Simms appears to have produced a fictional work, not a documentary. Their tale is based on actual people – Williams is real – and actual events – Williams was a popular Premier – but they seem to have put these things together in an entirely fictitious way.
That is not necessarily a bad thing. A couple of the finest pieces of American film-making in the last century - Citizen Kane and All the king’s men – used actual people and events as the basis for their story.

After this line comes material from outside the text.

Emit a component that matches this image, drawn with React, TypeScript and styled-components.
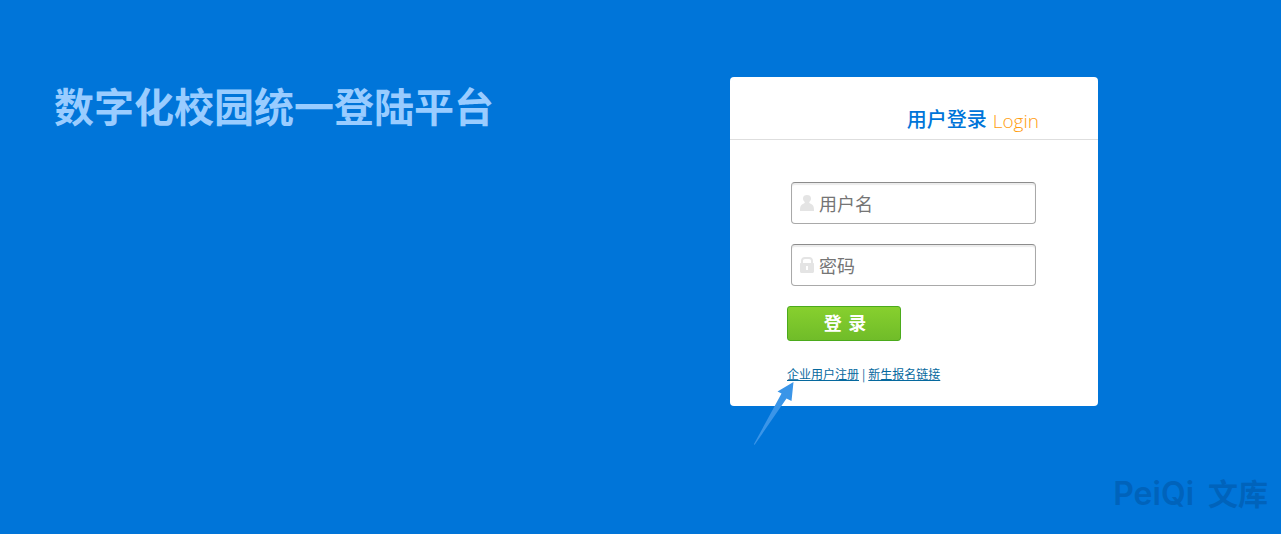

But if we take Simms’ description of the project, it seems that he and the NFB are about to deliver us something more modern. Think less Willie Stark or Charles Foster Kane (left) and more like Abraham Lincoln: vampire hunter.
But that is okay.
Fiction presented as fact.
Fantasy presented as reality.
Even without seeing their work, one can conclude that what Simms and his colleagues have done – entirely by accident - is captured the essence of the past decade in provincial politics. Through skillful manipulation of his public image, the active suppression of dissent, and the willing participation of many people through the society, Williams created an illusion of his time in office.
So powerful was the illusion that when he left politics abruptly and unexpectedly, Williams received praise for things he had not done, for things that had not happened yet, and for things other people had done. So powerful was the illusion that apparently now four years after his departure, Williams is the subject of a film whose maker believes in all earnestness that “we” did something that “we never have before.”
The subject is Williams but Simms refers to the individual as if he were the whole. This is precisely how Williams spoke. Williams said: “I believe in my heart and soul that I embody the heart and soul of Newfoundlanders and Labradorians.”
The NFB said that “Williams boosted Newfoundlanders’ self-esteem and the province’s economy.” This is not a re-appraisal. This is Williams own description of his impact offered originally not in 2010 or any time since but in 2006, no less. There is nothing to support the claim Williams did either, unless one adds into the calculation his programme spending more than the province could afford, and yet the studio that practically invented the documentary as an art form can repeat as fact things that are no factual. We are a long way from A little fellow from Gambo or even Waiting for Fidel.
But we are evidently not a long way from Simms’ subject such that he and his colleagues could genuinely appreciate their subject wholly, accurately, and fairly, free of the subject’s own fictional view of what went on. Williams’ illusion is Simms’ illusion, except that this time it is offered up not as contemporary assessment, but as re-assessment a decade later. Repetition does not transform the imaginary into the true.
This is not the first time we have seen someone from the local arts community capture the essence of their political subject inadvertently. We saw the same thing in a video produced by a now-defunct advertising agency in 2008. It took a speech Williams delivered to a party fundraiser and set it to music. Ostensibly, it was in the style of another video based on a speech by Barack Obama.
But where the Obama video used clips of people speaking Obama’s words in their own voices, the Bristol video reduced the people of the province to the status of props, moving their mouths as Williams’ words came out. While Obama’s speech was designed to bring people together in a united effort to bring about fundamental change in their country and in the world, the local video featured one of Williams’ vintage tirades of personal pride and division.
In the speech, Williams is celebrating that the provincial government no longer qualified to received hand-outs from the federal government. He had fought viciously against such a development in 2004 and lost. And in January 2009, a mere two months after his speech, Williams would be complaining bitterly that the government he led would no longer get hand-outs from Ottawa.
It will be interesting to watch Justin Simms’ take on “Danny” if only to see if he even notices that fundamental contradiction. It is the essence of his subject, after all.